Maud (not her real name) had always dreamed of working in a start-up. In July, she spotted an ad on Linkedin and was interviewed by videoconference — hardly unusual in the era of COVID and teleworking. She was hired very quickly and signed a permanent work contract. She resigned from her old job, happy to get started on a new adventure.
Others like Maud fell for the bait. At least ten senior managers, coming from major airlines, airports, large French and American corporations, a former police officer … all firmly believed in this project. Some quit their jobs to join; some French expats even made their way back to France.
Share capital of one billion
The story began last February, when Air Next registered with the Paris Commercial Court. The new company stated it was developing an application that would allow the purchase of airline tickets by using cryptocurrency, at unbeatable prices and with an automatic guarantee in case of cancellation or delay, via a "smart contract" system (a computer protocol that facilitates, verifies and oversees the handling of a contract).
The firm declared a share capital of one billion euros, with offices under construction at 50, Avenue des Champs Elysées, and a president, Philippe Vincent ... which was probably a usurped identity.
Last summer, Air Next started recruiting. The company also wanted to raise money to have the assets on hand to allow passenger compensation. It organized a fundraiser using an ICO, or "Initial Coin Offering", via the issuance of digital tokens, transacted in cryptocurrencies through the blockchain.
While nothing obliged him to do so, the company owner went as far as setting up a file with the AMF, France's stock market regulator which oversees this type of transaction. Seeking the market regulator stamp is optional, but when issued, it gives guarantees to those buying tokens.
The infamous typo that brought the Air Next scam down
Raising Initial Coin Offering
Then, on Sept. 30, the AMF issued an alert, by way of a press release, on the risks of fraud associated with the ICO, as it suspected some documents to be forgeries. A few hours before that, Air Next had just brought forward by several days the date of its tokens pre-sale.

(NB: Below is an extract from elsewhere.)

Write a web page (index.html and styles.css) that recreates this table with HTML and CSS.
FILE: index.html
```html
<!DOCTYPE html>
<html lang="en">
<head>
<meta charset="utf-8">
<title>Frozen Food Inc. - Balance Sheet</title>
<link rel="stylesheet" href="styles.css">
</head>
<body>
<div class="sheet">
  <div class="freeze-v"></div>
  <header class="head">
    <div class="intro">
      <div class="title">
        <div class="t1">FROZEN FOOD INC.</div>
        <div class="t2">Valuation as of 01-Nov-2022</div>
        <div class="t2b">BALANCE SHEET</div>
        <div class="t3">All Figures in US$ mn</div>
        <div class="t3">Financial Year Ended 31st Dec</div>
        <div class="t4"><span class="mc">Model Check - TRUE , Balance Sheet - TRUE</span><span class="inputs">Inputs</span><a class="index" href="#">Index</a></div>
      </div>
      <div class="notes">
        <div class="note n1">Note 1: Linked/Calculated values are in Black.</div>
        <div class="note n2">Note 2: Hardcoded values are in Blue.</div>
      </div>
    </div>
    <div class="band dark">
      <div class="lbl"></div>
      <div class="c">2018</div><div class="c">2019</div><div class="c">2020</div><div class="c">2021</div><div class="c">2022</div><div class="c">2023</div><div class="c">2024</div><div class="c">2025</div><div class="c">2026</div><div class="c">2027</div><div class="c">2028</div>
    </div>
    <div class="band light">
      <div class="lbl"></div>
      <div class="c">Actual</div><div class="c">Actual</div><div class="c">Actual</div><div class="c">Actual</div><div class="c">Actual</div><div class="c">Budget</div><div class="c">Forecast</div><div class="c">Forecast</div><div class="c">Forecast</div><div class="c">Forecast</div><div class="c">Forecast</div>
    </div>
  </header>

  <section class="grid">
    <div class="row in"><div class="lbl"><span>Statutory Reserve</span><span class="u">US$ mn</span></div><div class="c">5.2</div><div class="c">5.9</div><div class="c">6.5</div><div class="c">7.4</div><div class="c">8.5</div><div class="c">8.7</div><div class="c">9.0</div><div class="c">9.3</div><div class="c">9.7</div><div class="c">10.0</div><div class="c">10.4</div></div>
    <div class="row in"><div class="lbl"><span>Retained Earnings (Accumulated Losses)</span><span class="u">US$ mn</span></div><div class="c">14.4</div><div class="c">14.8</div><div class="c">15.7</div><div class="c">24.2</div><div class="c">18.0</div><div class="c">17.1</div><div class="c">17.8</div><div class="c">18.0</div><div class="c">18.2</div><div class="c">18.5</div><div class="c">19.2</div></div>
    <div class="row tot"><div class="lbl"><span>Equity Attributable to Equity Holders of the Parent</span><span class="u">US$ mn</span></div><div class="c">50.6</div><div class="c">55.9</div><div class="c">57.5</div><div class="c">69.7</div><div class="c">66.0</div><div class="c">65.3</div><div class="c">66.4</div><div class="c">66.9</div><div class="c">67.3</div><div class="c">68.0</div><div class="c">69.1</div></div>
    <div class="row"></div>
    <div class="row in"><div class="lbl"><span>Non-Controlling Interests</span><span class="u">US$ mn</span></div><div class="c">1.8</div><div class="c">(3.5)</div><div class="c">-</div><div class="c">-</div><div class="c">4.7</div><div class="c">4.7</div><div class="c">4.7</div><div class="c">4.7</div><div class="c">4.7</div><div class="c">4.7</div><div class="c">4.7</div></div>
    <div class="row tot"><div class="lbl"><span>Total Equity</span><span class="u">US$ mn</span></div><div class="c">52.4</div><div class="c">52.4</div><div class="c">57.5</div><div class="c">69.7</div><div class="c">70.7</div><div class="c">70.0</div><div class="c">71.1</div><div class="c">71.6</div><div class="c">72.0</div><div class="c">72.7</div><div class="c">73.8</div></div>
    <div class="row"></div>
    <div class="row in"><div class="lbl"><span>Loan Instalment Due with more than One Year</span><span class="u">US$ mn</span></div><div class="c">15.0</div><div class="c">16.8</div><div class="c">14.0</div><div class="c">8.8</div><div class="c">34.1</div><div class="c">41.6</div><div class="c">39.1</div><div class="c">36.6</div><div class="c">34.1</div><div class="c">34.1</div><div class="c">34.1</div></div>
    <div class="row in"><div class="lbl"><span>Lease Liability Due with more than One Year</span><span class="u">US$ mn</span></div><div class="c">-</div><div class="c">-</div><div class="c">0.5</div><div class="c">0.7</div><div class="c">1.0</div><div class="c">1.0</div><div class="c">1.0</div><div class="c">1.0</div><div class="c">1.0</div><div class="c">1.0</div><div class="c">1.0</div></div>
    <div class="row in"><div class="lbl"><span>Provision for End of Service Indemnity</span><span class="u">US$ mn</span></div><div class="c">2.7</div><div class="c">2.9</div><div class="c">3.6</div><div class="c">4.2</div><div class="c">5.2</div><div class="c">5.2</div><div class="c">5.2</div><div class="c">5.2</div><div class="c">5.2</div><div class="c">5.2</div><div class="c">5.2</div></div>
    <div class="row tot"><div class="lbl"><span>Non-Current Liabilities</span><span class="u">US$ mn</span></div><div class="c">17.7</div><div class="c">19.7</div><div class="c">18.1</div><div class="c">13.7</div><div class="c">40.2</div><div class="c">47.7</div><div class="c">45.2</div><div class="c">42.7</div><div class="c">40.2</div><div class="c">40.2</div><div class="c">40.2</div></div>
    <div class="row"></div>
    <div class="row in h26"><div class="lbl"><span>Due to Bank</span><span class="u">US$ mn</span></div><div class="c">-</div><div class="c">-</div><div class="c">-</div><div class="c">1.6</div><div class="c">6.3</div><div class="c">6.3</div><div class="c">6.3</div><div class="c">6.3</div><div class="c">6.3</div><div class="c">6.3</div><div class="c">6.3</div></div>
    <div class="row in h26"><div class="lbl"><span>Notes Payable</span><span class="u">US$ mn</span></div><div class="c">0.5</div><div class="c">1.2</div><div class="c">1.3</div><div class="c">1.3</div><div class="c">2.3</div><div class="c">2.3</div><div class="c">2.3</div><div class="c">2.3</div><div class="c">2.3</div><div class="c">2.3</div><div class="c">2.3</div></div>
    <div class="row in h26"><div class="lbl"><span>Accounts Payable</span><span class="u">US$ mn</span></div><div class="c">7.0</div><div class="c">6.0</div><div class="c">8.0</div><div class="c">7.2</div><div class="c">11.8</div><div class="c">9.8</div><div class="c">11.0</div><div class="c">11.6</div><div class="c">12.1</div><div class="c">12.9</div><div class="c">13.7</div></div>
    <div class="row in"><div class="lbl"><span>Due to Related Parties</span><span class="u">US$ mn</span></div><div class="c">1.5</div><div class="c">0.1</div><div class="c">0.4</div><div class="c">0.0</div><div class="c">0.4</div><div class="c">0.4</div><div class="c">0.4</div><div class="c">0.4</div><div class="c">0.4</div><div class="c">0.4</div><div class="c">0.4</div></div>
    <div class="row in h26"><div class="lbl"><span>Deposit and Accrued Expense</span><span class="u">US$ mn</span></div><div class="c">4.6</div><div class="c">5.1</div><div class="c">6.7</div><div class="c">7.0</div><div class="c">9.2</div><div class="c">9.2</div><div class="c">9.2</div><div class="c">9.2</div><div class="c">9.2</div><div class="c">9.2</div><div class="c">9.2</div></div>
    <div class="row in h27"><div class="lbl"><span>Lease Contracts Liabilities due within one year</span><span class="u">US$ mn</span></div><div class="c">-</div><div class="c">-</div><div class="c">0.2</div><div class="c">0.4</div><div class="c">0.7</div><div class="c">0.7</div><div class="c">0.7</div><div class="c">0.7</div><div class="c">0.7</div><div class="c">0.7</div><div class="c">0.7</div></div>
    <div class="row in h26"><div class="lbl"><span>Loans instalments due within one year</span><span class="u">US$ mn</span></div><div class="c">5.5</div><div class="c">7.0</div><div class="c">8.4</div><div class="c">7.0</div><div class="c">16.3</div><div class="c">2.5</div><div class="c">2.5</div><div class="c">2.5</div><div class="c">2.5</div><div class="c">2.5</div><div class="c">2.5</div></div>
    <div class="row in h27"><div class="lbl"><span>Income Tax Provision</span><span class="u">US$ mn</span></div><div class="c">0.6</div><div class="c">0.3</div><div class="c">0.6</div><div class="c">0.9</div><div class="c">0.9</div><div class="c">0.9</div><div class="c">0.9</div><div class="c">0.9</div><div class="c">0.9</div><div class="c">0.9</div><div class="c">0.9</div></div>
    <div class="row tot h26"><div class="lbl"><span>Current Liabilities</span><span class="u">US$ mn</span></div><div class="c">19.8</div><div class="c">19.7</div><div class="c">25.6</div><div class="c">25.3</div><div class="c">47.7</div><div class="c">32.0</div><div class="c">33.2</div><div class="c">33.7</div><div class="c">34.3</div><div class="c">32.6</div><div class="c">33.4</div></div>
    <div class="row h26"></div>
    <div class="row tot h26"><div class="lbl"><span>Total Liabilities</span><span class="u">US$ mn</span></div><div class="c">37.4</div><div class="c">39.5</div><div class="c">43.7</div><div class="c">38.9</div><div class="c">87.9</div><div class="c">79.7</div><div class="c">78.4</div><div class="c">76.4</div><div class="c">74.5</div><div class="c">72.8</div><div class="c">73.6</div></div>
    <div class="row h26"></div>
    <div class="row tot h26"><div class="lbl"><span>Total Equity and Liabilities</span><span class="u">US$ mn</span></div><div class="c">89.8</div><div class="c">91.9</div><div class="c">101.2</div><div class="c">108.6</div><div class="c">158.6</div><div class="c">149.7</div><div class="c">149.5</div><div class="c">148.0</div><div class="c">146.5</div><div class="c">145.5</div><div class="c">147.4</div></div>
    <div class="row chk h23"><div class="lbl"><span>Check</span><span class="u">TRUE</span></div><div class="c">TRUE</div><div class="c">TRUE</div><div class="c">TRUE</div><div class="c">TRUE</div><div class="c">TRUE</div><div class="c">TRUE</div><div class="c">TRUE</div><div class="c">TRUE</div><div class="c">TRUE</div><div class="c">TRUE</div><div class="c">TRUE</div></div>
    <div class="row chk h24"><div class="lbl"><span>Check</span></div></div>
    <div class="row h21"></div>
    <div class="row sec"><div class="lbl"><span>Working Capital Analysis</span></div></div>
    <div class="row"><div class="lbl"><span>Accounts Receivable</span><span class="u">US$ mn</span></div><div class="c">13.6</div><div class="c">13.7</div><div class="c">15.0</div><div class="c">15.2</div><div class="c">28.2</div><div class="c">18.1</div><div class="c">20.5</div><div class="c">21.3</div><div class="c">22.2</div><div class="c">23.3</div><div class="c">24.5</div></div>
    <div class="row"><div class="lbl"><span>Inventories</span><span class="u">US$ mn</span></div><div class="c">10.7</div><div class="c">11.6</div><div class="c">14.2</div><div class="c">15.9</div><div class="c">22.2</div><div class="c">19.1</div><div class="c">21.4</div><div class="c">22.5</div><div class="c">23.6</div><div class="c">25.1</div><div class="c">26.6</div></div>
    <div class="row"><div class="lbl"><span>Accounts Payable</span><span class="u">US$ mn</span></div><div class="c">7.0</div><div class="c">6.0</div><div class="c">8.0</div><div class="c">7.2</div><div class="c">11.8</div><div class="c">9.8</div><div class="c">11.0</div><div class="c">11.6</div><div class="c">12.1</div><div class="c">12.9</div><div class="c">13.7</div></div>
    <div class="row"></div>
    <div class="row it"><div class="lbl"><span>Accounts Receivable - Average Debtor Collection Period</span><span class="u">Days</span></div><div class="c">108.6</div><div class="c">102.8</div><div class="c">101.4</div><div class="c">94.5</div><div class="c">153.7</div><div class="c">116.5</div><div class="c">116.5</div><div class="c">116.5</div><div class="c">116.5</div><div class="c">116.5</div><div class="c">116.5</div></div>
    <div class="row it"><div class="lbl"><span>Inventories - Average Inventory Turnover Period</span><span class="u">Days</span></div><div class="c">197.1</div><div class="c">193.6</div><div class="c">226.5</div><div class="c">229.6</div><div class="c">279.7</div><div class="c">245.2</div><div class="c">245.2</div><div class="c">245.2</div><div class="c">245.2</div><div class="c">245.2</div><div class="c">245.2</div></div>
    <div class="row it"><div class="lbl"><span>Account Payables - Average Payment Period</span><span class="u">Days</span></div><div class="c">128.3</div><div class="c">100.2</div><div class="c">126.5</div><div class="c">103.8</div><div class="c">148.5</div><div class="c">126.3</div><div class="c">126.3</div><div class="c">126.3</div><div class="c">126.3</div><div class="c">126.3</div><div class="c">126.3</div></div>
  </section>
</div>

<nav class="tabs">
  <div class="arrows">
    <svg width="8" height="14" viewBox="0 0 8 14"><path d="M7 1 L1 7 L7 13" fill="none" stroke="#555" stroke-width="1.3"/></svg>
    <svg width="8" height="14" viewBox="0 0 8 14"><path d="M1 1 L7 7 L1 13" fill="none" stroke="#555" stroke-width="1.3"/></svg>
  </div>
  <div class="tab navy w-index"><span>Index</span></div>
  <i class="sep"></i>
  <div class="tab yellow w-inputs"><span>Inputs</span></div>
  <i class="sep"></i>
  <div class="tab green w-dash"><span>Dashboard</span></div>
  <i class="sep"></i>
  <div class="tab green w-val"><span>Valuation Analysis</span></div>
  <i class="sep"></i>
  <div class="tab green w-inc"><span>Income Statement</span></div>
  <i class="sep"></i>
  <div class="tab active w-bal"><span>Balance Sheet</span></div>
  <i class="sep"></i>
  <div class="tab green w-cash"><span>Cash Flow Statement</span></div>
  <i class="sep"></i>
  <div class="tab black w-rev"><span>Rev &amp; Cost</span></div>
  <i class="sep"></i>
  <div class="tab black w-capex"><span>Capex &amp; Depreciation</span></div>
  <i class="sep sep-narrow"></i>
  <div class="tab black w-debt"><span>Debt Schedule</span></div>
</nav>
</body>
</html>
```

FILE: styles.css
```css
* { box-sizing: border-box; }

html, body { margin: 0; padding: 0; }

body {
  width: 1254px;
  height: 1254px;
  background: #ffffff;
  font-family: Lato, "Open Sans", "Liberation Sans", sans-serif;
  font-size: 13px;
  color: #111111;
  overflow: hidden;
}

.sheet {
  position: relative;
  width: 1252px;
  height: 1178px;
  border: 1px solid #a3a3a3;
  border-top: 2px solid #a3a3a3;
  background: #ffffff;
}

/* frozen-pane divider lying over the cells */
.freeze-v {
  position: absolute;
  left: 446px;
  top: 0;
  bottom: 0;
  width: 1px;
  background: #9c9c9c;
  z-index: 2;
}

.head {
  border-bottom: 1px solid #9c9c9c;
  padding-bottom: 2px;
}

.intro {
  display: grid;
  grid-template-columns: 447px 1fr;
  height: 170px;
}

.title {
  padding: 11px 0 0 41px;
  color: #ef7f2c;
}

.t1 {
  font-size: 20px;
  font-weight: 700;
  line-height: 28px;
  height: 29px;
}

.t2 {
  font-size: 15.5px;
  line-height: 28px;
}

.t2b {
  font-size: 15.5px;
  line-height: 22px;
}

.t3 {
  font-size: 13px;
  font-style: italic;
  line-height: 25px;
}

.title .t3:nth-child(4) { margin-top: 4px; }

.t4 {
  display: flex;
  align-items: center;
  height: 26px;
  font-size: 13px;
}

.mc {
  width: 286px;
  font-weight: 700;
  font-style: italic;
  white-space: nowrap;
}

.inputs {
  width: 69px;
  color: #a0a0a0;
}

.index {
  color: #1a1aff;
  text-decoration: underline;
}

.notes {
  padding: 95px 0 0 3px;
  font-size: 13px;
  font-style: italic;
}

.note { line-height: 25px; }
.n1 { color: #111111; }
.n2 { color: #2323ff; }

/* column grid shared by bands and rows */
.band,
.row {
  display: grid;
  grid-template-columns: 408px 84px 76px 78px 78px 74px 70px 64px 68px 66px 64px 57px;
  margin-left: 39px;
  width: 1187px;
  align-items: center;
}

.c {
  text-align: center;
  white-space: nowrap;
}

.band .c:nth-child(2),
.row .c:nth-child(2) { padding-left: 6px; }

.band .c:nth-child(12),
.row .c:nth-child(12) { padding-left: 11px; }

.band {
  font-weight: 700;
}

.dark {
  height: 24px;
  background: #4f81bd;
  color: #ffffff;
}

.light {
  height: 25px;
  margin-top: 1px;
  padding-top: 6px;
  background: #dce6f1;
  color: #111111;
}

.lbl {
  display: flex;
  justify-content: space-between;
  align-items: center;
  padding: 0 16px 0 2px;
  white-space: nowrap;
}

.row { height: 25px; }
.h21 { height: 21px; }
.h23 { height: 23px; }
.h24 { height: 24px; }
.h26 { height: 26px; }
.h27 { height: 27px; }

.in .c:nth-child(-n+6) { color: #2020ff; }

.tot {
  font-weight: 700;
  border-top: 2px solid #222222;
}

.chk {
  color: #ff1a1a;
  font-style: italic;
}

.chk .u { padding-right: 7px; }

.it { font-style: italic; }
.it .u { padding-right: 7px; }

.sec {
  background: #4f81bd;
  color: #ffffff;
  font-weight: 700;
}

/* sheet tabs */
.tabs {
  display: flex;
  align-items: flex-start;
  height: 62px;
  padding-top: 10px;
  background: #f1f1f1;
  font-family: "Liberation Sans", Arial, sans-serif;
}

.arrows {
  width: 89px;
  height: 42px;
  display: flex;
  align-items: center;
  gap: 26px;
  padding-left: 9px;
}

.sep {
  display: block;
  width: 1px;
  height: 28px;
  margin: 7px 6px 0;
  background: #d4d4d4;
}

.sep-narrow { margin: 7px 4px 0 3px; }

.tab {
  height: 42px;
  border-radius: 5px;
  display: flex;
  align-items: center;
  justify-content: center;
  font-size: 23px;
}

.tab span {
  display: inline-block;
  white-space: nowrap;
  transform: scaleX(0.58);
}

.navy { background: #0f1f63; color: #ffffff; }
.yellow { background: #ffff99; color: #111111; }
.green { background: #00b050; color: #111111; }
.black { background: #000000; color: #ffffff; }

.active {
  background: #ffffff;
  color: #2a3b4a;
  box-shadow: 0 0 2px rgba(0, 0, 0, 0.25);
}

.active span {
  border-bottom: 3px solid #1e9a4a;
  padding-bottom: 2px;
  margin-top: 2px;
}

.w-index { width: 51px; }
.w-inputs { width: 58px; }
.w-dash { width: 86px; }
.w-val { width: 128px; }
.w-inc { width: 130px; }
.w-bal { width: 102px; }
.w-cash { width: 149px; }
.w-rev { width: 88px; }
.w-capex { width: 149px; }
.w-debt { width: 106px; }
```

For employees of the new company, it was a brutal wake-up call. They quickly understood that they had been duped, that they'd bet on the proverbial house of cards. On the investor side, the CEO didn't get beyond an initial fundraising of 150,000 euros. He was hoping to raise millions, but despite his failure, he didn't lose confidence. Challenged by one of his employees on Telegram, he admitted that "many documents provided were false", that "an error cost the life of this project."
What was the "error" he was referring to? A typo in the name of the would-be bank backing the startup. A very small one, at the bottom of the page of the false bank certificate, where the name "Edmond de Rothschild" is misspelled "Edemond".
Before the AMF's public alert, websites specializing in crypto-assets had already noted certain inconsistencies. The company had declared a share capital of 1 billion euros, which is an enormous amount. Air Next's CEO also boasted about having discovered bitcoin at a time when only a few geeks knew about cryptocurrency.
Employees and investors filed a complaint. Failing to find the general manager, Julien Leclerc — which might also be a fake name — they started looking for other culprits. They believe that if the Paris Commercial Court hadn't registered the company, no one would have been defrauded.
Beyond the handful of victims, this case is a plea for the implementation of more secure procedures, in an increasingly digital world, particularly following the pandemic. The much touted ICO market is itself a victim, and may find it hard to recover.